Turkey Parliament rejects HDP motion to investigate civilian killings in Afrin

The pro-Kurdish MP who submitted the motion was shut down for calling FSA "a horde of murderers."

ERBIL, Kurdistan Region (Kurdistan 24) – The Parliament of Turkey on Monday voted down a motion submitted by the opposition Peoples’ Democratic Party (HDP) to investigate the killings of civilians by the Turkish army in its invasion of the Afrin region of Syrian Kurdistan.

President Recep Tayyip Erdogan’s administration denies the existence of any civilian casualties since the Turkish assault on the Kurdish region began late January, with some of his officials going so far as to claim that not even a “nosebleed” has been recorded.

HDP lawmaker Huda Kaya of Istanbul who asked the Parliament to conduct the inquiry was also shut down during her speech by Deputy Speaker Ayse Nur Bahcekapili.

Kaya, herself a conservative Muslim member of the left-wing party, was criticizing the Speaker Ismail Kahraman’s declaration of the war on Afrin as “jihad,” the holy war.

She called Turkey’s Free Syrian Army (FSA) proxies a “horde of murderers,” likening them to the Islamic State (IS) and al-Qaeda when Bahcekapili turned off the microphone she was using to address the assembly.

A quarrel between the Speaker, Kaya, other HDP lawmakers, and members of Erdogan’s ruling Justice and Development Party (AKP) followed.

MPs from the AKP and the far-right Nationalist Movement Party voted to turn down the HDP motion.

“I cannot allow you to talk like that. You cannot claim that an entity fighting in the name of the Republic of Turkey is waging a dirty war and killing civilians,” Bahcekapili told Kaya.

“People in Afrin, those who sought safety in Afrin from brutality, violence, rape, and enslavement elsewhere are today again face to face with those committing massacres,” Kaya said during the televised session.

Head of AKP’s Parliamentary group Naci Bostanci accused the US-armed People’s Protection Units (YPG), a Coalition ally in fighting IS, of “being tools of imperialist policies.”
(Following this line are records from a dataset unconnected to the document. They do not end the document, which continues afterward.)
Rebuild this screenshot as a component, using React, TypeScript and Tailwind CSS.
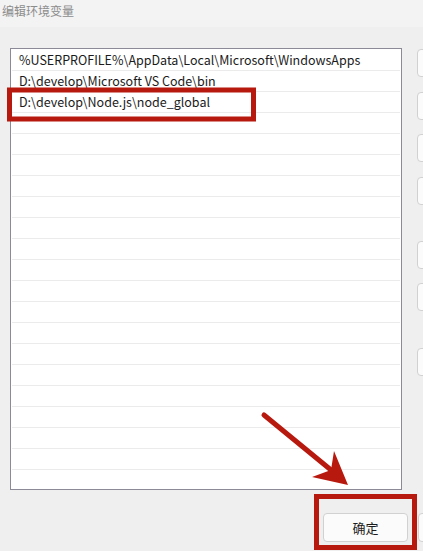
import React from "react";

const paths = [
  "%USERPROFILE%\\AppData\\Local\\Microsoft\\WindowsApps",
  "D:\\develop\\Microsoft VS Code\\bin",
  "D:\\develop\\Node.js\\node_global",
];

// total rows drawn in the list, the rest are empty
const ROW_COUNT = 21;

// side buttons: top margin before each one (px)
const sideButtons = ["mt-px", "mt-[15px]", "mt-[14px]", "mt-[15px]", "mt-[36px]", "mt-[14px]", "mt-[37px]"];

function SideButton({ className }: { className: string }) {
  return <div className={`${className} h-[28px] w-[80px] shrink-0 rounded-[4px] border border-[#d1d1d1] bg-[#fbfbfb]`} />;
}

// red annotation layer drawn over the dialog
function Annotations() {
  return (
    <svg className="pointer-events-none absolute left-0 top-0" width={423} height={551} viewBox="0 0 423 551">
      <rect x={9.5} y={90} width={244} height={29} fill="none" stroke="#b8190f" strokeWidth={5} />
      <rect x={316.5} y={496.5} width={98} height={51} fill="none" stroke="#b8190f" strokeWidth={5} />
      <line x1={264} y1={415} x2={331} y2={470} stroke="#b8190f" strokeWidth={5} strokeLinecap="round" />
      <polygon points="334,451 348,485 312,477 331,470" fill="#b8190f" />
    </svg>
  );
}

export default function App() {
  const rows = Array.from({ length: ROW_COUNT }, (_, i) => paths[i] ?? "");

  return (
    <div
      className="relative flex h-[551px] w-[423px] flex-col overflow-hidden bg-[#efefef] text-[12.5px] text-[#1b1b1b]"
      style={{ fontFamily: '"Noto Sans CJK SC", "Noto Sans", sans-serif' }}
    >
      {/* title bar */}
      <div className="h-[27px] shrink-0 bg-[#f3f3f3] pl-[2px] pt-[2px] text-[12px] leading-[18px] text-[#8c8c8c]">编辑环境变量</div>

      <div className="flex pt-[21px]">
        {/* path list */}
        <div className="ml-[10px] h-[442px] w-[392px] shrink-0 overflow-hidden border border-[#8b8a96] bg-white px-px pt-px">
          {rows.map((p, i) => (
            <div key={i} className="flex h-[21px] items-center border-b border-[#ebebeb] pl-[7px] leading-none">
              {p}
            </div>
          ))}
        </div>

        {/* side buttons */}
        <div className="ml-[15px] flex flex-col">
          {sideButtons.map((m, i) => (
            <SideButton key={i} className={m} />
          ))}
        </div>
      </div>

      {/* bottom buttons */}
      <div className="mt-[23px] flex">
        <div className="ml-[323px] flex h-[29px] w-[85px] shrink-0 items-center justify-center rounded-[4px] border border-[#d1d1d1] bg-[#fbfbfb] text-[13px]">
          确定
        </div>
        <div className="ml-[10px] h-[29px] w-[85px] shrink-0 rounded-[4px] border border-[#d1d1d1] bg-[#fbfbfb]" />
      </div>

      <Annotations />
    </div>
  );
}
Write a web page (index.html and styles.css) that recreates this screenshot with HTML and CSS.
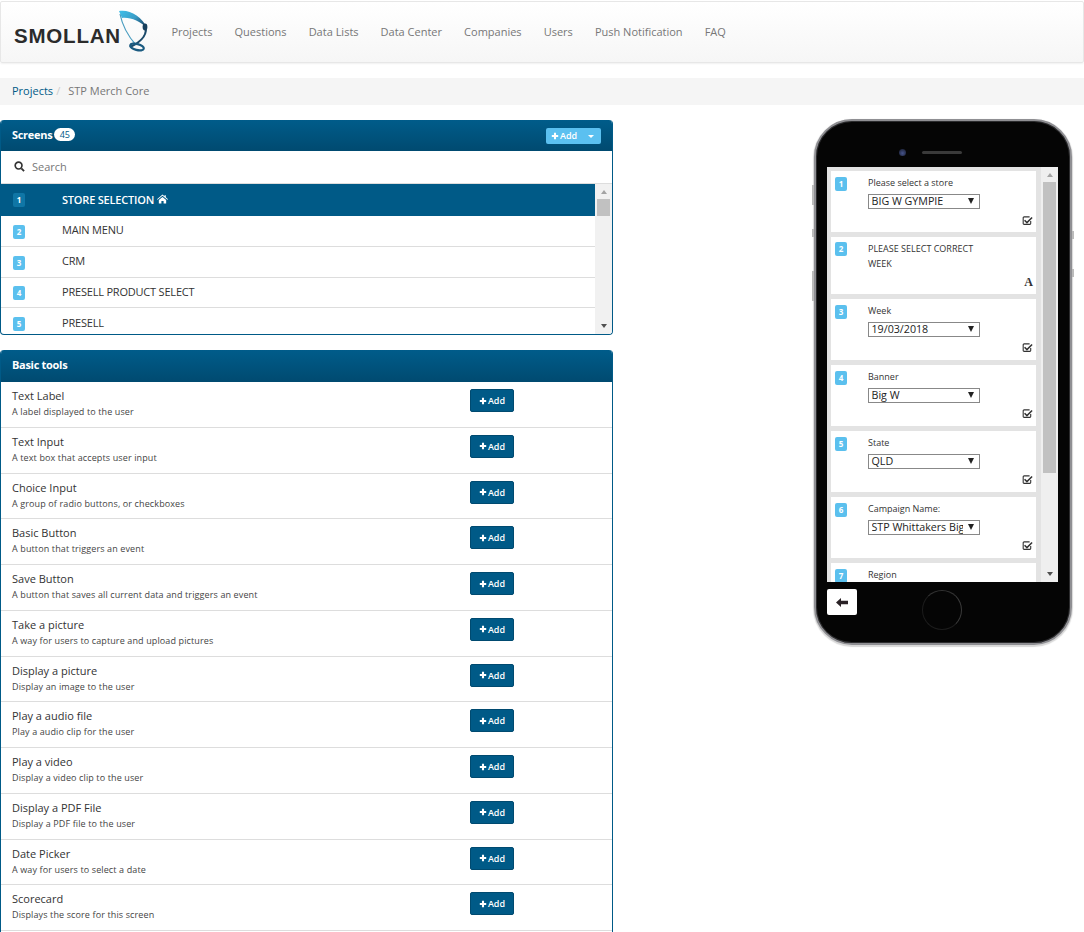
FILE: index.html
```html
<!DOCTYPE html>
<html lang="en">
<head>
<meta charset="utf-8">
<title>STP Merch Core</title>
<link rel="stylesheet" href="styles.css">
</head>
<body>
<svg class="defs" width="0" height="0" aria-hidden="true">
  <symbol id="plus" viewBox="0 0 10 10"><path d="M3.7 1h2.6v2.7H9v2.6H6.3V9H3.7V6.3H1V3.7h2.7z" fill="currentColor"/></symbol>
  <symbol id="check" viewBox="0 0 12 12"><path d="M9.5 6.500v2.700a1 1 0 0 1-1 1H2.300a1 1 0 0 1-1-1V3a1 1 0 0 1 1-1h6" fill="none" stroke="currentColor" stroke-width="1.200"/><path d="M3.400 5.200l2 2 5-5 1.200 1.200-6.200 6.200-3.200-3.200z" fill="currentColor"/></symbol>
</svg>
<header class="navbar">
  <a class="brand">
    <span class="brand-text">SMOLLAN</span>
    <svg class="brand-mark" width="34" height="44" viewBox="0 0 34 44">
      <defs><linearGradient id="lg" x1="0" y1="0" x2="1" y2=".6"><stop offset="0" stop-color="#3fc0ea"/><stop offset=".6" stop-color="#3a9cc6"/><stop offset="1" stop-color="#1c4f72"/></linearGradient></defs>
      <path d="M1 1C11-1 24 6 29 18 22 11 12 7 4 8z" fill="url(#lg)"/>
      <path d="M2 4C4 14 10 26 18 35" fill="none" stroke="#4a9dc0" stroke-width="1.200"/>
      <path d="M27 15C30 23 25 31 12 37" fill="none" stroke="#1c4a6a" stroke-width="2.200"/>
      <ellipse cx="27" cy="17" rx="2.400" ry="3.400" fill="#173f5c"/>
      <ellipse cx="19" cy="37" rx="7" ry="3" fill="none" stroke="#1a5a80" stroke-width="2.200" transform="rotate(15 19 37)"/>
    </svg>
  </a>
  <nav class="nav">
    <a>Projects</a><a>Questions</a><a>Data Lists</a><a>Data Center</a><a>Companies</a><a>Users</a><a>Push Notification</a><a>FAQ</a>
  </nav>
</header>

<div class="breadcrumb"><a>Projects</a><span class="sep">/</span><span class="current">STP Merch Core</span></div>

<main class="content">
  <div class="left">
    <section class="panel screens">
      <div class="panel-head">
        <span class="panel-title">Screens</span><span class="badge">45</span>
        <span class="split-add"><span class="split-main"><svg class="ico"><use href="#plus"/></svg>Add</span><span class="split-caret"></span></span>
      </div>
      <div class="search">
        <svg width="11" height="11" viewBox="0 0 12 12"><circle cx="5" cy="5" r="3.700" fill="none" stroke="#333" stroke-width="1.800"/><path d="M8 8l3 3" stroke="#333" stroke-width="2"/></svg>
        <span>Search</span>
      </div>
      <div class="list-wrap">
        <ul class="screen-list">
          <li class="active"><span class="num">1</span><span class="name">STORE SELECTION</span><svg class="home" width="11" height="10" viewBox="0 0 12 10"><path d="M6 0l2.200 1.900V.8h1.400v2.300L12 5.200l-.7.7L6 1.500.7 5.900 0 5.200zM2 6l4-3.300 4 3.300v4H7.200V7.200H4.800V10H2z" fill="#fff"/></svg></li>
          <li><span class="num">2</span><span class="name">MAIN MENU</span></li>
          <li><span class="num">3</span><span class="name">CRM</span></li>
          <li><span class="num">4</span><span class="name">PRESELL PRODUCT SELECT</span></li>
          <li><span class="num">5</span><span class="name">PRESELL</span></li>
        </ul>
        <div class="scrollbar">
          <span class="arrow up"></span><span class="thumb"></span><span class="arrow down"></span>
        </div>
      </div>
    </section>

    <section class="panel tools">
      <div class="panel-head tall"><span class="panel-title">Basic tools</span></div>
      <ul class="tool-list">
        <li><div class="tool-text"><b>Text Label</b><small>A label displayed to the user</small></div><button class="add"><svg class="ico"><use href="#plus"/></svg>Add</button></li>
        <li><div class="tool-text"><b>Text Input</b><small>A text box that accepts user input</small></div><button class="add"><svg class="ico"><use href="#plus"/></svg>Add</button></li>
        <li><div class="tool-text"><b>Choice Input</b><small>A group of radio buttons, or checkboxes</small></div><button class="add"><svg class="ico"><use href="#plus"/></svg>Add</button></li>
        <li><div class="tool-text"><b>Basic Button</b><small>A button that triggers an event</small></div><button class="add"><svg class="ico"><use href="#plus"/></svg>Add</button></li>
        <li><div class="tool-text"><b>Save Button</b><small>A button that saves all current data and triggers an event</small></div><button class="add"><svg class="ico"><use href="#plus"/></svg>Add</button></li>
        <li><div class="tool-text"><b>Take a picture</b><small>A way for users to capture and upload pictures</small></div><button class="add"><svg class="ico"><use href="#plus"/></svg>Add</button></li>
        <li><div class="tool-text"><b>Display a picture</b><small>Display an image to the user</small></div><button class="add"><svg class="ico"><use href="#plus"/></svg>Add</button></li>
        <li><div class="tool-text"><b>Play a audio file</b><small>Play a audio clip for the user</small></div><button class="add"><svg class="ico"><use href="#plus"/></svg>Add</button></li>
        <li><div class="tool-text"><b>Play a video</b><small>Display a video clip to the user</small></div><button class="add"><svg class="ico"><use href="#plus"/></svg>Add</button></li>
        <li><div class="tool-text"><b>Display a PDF File</b><small>Display a PDF file to the user</small></div><button class="add"><svg class="ico"><use href="#plus"/></svg>Add</button></li>
        <li><div class="tool-text"><b>Date Picker</b><small>A way for users to select a date</small></div><button class="add"><svg class="ico"><use href="#plus"/></svg>Add</button></li>
        <li><div class="tool-text"><b>Scorecard</b><small>Displays the score for this screen</small></div><button class="add"><svg class="ico"><use href="#plus"/></svg>Add</button></li>
      </ul>
    </section>
  </div>

  <aside class="phone">
    <span class="side-btn b1"></span><span class="side-btn b2"></span><span class="side-btn b3"></span><span class="side-btn b4"></span><span class="side-btn b5"></span>
    <div class="earpiece"><span class="camera"></span><span class="speaker"></span></div>
    <div class="phone-screen">
      <div class="cards">
        <div class="card h61 first"><span class="num">1</span><div class="card-body"><label>Please select a store</label><div class="fake-select">BIG W GYMPIE</div></div><svg class="card-ico"><use href="#check"/></svg></div>
        <div class="card h57"><span class="num up1">2</span><div class="card-body"><p class="card-label">PLEASE SELECT CORRECT WEEK</p></div><span class="card-a">A</span></div>
        <div class="card h61"><span class="num">3</span><div class="card-body"><label>Week</label><div class="fake-select">19/03/2018</div></div><svg class="card-ico"><use href="#check"/></svg></div>
        <div class="card h61"><span class="num">4</span><div class="card-body"><label>Banner</label><div class="fake-select">Big W</div></div><svg class="card-ico"><use href="#check"/></svg></div>
        <div class="card h61"><span class="num">5</span><div class="card-body"><label>State</label><div class="fake-select">QLD</div></div><svg class="card-ico"><use href="#check"/></svg></div>
        <div class="card h61"><span class="num">6</span><div class="card-body"><label>Campaign Name:</label><div class="fake-select"><span class="clip">STP Whittakers Big</span></div></div><svg class="card-ico"><use href="#check"/></svg></div>
        <div class="card h61"><span class="num">7</span><div class="card-body"><label>Region</label></div></div>
      </div>
      <div class="phone-scroll"><span class="arrow up"></span><span class="thumb"></span><span class="arrow down"></span></div>
    </div>
    <div class="phone-bottom">
      <button class="back"><svg width="12" height="9" viewBox="0 0 12 9"><path d="M0 4.500L5 0v2.800h7v3.400H5V9z" fill="#2a2226"/></svg></button>
      <span class="home-btn"></span>
    </div>
  </aside>
</main>
</body>
</html>
```
FILE: styles.css
```css
* { box-sizing: border-box; }
html, body { margin: 0; height: 932px; overflow: hidden; background: #fff; }
body { font-family: "Open Sans", "Liberation Sans", sans-serif; font-size: 11px; color: #333; padding-top: 1px; }
.defs { position: absolute; }
ul { list-style: none; margin: 0; padding: 0; }

.navbar { height: 62px; display: flex; align-items: center; border: 1px solid #e7e7e7; border-radius: 2px; background: linear-gradient(#fff, #f6f6f6); box-shadow: 0 1px 2px rgba(0,0,0,.06); }
.brand { position: relative; width: 159px; height: 60px; flex: none; display: block; }
.brand-text { position: absolute; left: 13px; top: 21px; font-family: "Liberation Sans", sans-serif; font-weight: 700; font-size: 20.500px; letter-spacing: .8px; line-height: 26px; color: #2b2b2b; }
.brand-mark { position: absolute; left: 117px; top: 8px; }
.nav { display: flex; gap: 22.050px; margin-left: 11.400px; }
.nav a { color: #777; font-size: 11px; line-height: 16px; }

.breadcrumb { margin-top: 15px; height: 27px; background: #f5f5f5; padding: 0 0 2px 12px; display: flex; align-items: center; font-size: 11px; }
.breadcrumb a { color: #005a87; }
.sep { color: #ccc; margin: 0 8px 0 3px; }
.current { color: #777; }

.content { display: flex; align-items: flex-start; margin-top: 15px; }
.left { width: 613px; flex: none; display: flex; flex-direction: column; gap: 15px; }

.panel { border: 1px solid #005a87; border-top: 0; border-radius: 4px; overflow: hidden; background: #fff; }
.panel-head { height: 31px; padding: 0 0 2px 11px; display: flex; align-items: center; color: #fff; background: linear-gradient(#005c8a, #004a70); position: relative; }
.panel-head.tall { height: 32px; padding-bottom: 3px; }
.panel-title { font-weight: 700; font-size: 11px; letter-spacing: -.3px; }
.badge { margin-left: 2px; height: 13px; min-width: 21px; padding: 0 5px; border-radius: 7px; background: #fff; color: #005a87; font-size: 9px; line-height: 13px; text-align: center; }
.split-add { margin: 2px 11px 0 auto; height: 16px; display: flex; background: #5bc0f0; border-radius: 2px; color: #fff; font-size: 9px; font-weight: 600; line-height: 16px; }
.split-main { width: 34px; padding-left: 5px; display: flex; align-items: center; gap: 1px; }
.split-caret { width: 21px; position: relative; }
.split-caret::after { content: ""; position: absolute; left: 8px; top: 7px; border: 3px solid transparent; border-top-color: #fff; border-bottom: 0; }
.ico { width: 8px; height: 8px; }

.search { height: 33px; display: flex; align-items: center; gap: 7px; padding: 0 0 2px 13px; color: #777; font-size: 11px; border-bottom: 1px solid #ddd; }

.list-wrap { height: 150px; display: flex; overflow: hidden; }
.screen-list { flex: 1; min-width: 0; }
.screen-list li { height: 30.750px; display: flex; align-items: center; padding-left: 12px; border-bottom: 1px solid #ddd; font-size: 11px; color: #333; }
.screen-list li.active { height: 32px; background: #005a87; color: #fff; font-weight: 600; border-bottom: 0; }
.screen-list li .num { margin-top: 2px; }
.screen-list li.active .num { margin-top: 0; }
.num { width: 12px; height: 14px; flex: none; border-radius: 2px; background: #5bc0ee; color: #fff; font-size: 8px; font-weight: 700; line-height: 14px; text-align: center; }
.active .num { background: #0f76a6; }
.name { margin: 0 0 2px 37px; letter-spacing: -.2px; }
.home { margin: 0 0 2px 3px; }

.scrollbar { width: 17px; flex: none; background: #f1f1f1; display: flex; flex-direction: column; align-items: center; position: relative; }
.scrollbar .thumb { width: 13px; height: 17px; margin-top: 5px; background: #c1c1c1; }
.arrow { width: 0; height: 0; border-left: 3.500px solid transparent; border-right: 3.500px solid transparent; }
.arrow.up { margin-top: 6px; border-bottom: 4px solid #a3a3a3; }
.arrow.down { margin-top: auto; margin-bottom: 6px; border-top: 4px solid #505050; }

.tool-list { padding-bottom: 30px; }
.tool-list li { height: 45.750px; display: flex; align-items: flex-start; justify-content: space-between; padding: 6px 98px 0 11px; border-bottom: 1px solid #ddd; }
.tool-text { display: flex; flex-direction: column; }
.tool-text b { font-weight: 400; font-size: 11px; line-height: 16px; color: #333; }
.tool-text small { font-size: 9px; line-height: 14px; margin-top: 1px; letter-spacing: .12px; color: #444; }
.add { width: 44px; height: 23px; margin-top: 1px; padding: 0; display: flex; align-items: center; justify-content: center; gap: 1px; background: #005a87; border: 1px solid #004a70; border-radius: 2px; color: #fff; font-family: inherit; font-size: 9px; font-weight: 600; }

.phone { position: relative; margin: -1px 0 0 201px; width: 258px; height: 526px; flex: none; background: #050505; border: 2px solid #8f8f93; border-radius: 38px; box-shadow: 0 1px 1px 1px #d8d8d8, inset 0 0 0 1px #2c2c2e; display: flex; flex-direction: column; align-items: stretch; }
.side-btn { position: absolute; width: 2px; background: #bbb; }
.b1 { left: -4px; top: 64px; height: 20px; }
.b2 { left: -4px; top: 108px; height: 8px; }
.b3 { left: -4px; top: 150px; height: 30px; }
.b4 { right: -4px; top: 110px; height: 8px; }
.b5 { right: -4px; top: 148px; height: 8px; }
.earpiece { height: 46px; flex: none; display: flex; justify-content: center; align-items: center; gap: 16px; padding: 16px 26px 0 0; }
.camera { width: 7px; height: 7px; border-radius: 50%; background: radial-gradient(circle at 50% 60%, #46548c, #141826); }
.speaker { width: 40px; height: 3px; border-radius: 2px; background: #3a3a3a; }
.phone-screen { margin: 0 12px 0 11px; height: 415px; flex: none; background: #e3e3e3; display: flex; overflow: hidden; }
.cards { width: 214px; flex: none; padding: 4px 5px 0 4px; display: flex; flex-direction: column; gap: 5px; }
.card { position: relative; flex: none; background: #fff; padding: 6px 0 0 4px; display: flex; }
.h61 { height: 61px; }
.h57 { height: 57px; }
.up1 { margin-top: -1px; }
.card-body { margin-left: 21px; min-width: 0; width: 125px; }
.card label { display: block; font-size: 9px; line-height: 12px; color: #333; }
.card-label { margin: -2px 0 0; font-size: 9px; line-height: 15px; color: #333; }
.fake-select { position: relative; margin-top: 5px; width: 112px; height: 15px; border: 1px solid #888; padding-left: 2.500px; font-size: 10.700px; line-height: 13px; color: #222; white-space: nowrap; }
.fake-select::after { content: ""; position: absolute; right: 5px; top: 3px; border-left: 3px solid transparent; border-right: 3px solid transparent; border-top: 6px solid #222; }
.clip { display: block; width: 91px; overflow: hidden; }
.card-ico { position: absolute; right: 3px; bottom: 7px; width: 11px; height: 11px; color: #333; }
.first .card-ico { bottom: 6px; }
.card-a { position: absolute; right: 3px; bottom: 6px; font-family: "Liberation Serif", serif; font-weight: 700; font-size: 12px; line-height: 12px; color: #333; }
.phone-scroll { width: 17px; margin-left: auto; background: #efefef; display: flex; flex-direction: column; align-items: center; }
.phone-scroll .thumb { width: 13px; height: 291px; margin-top: 5px; background: #c1c1c1; }
.phone-bottom { position: relative; flex: 1; }
.back { position: absolute; left: 11px; top: 7px; width: 30px; height: 26px; padding: 0; background: #fff; border: 0; border-radius: 2px; display: flex; align-items: center; justify-content: center; }
.home-btn { position: absolute; left: 106px; top: 8px; width: 40px; height: 40px; border-radius: 50%; border: 1px solid #1c1c1c; border-top-color: #333; border-right-color: #3a3a3a; }
```
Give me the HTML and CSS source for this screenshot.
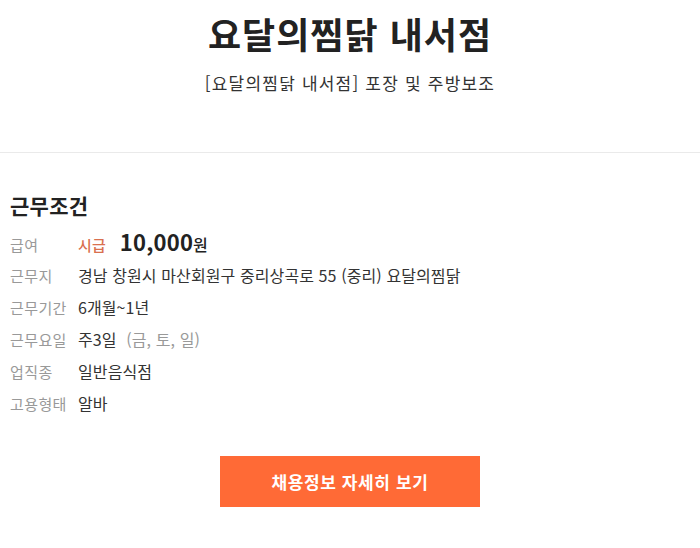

Kurdish officials, as well as the Syrian Observatory for Human Rights (SOHR), put the number of people Turkish airstrikes and ground shelling have killed at over 200 and scores more wounded, with figures varying according to other sources.

Turkey has refused to observe a UN-mandated ceasefire that covers all of Syria.

Fears among people in the Greater Kurdistan and those in the diaspora have risen as Turkey’s campaign reached Afrin’s cantonal center where hundreds of thousands live.

The Turkish army on Monday claimed to have “neutralized 3,381 terrorists,” a designation Ankara uses for the YPG, but a view not shared by the US or any other country.

Government Speaker Bekir Bozdag said 42 Turkish soldiers were killed and 202 others were wounded during the offensive slowly making progress, with all of the border villages taken from the Kurds.

Erdogan has repeatedly claimed that Afrin belonged to Arabs and vowed to “give it back to its rightful owners.”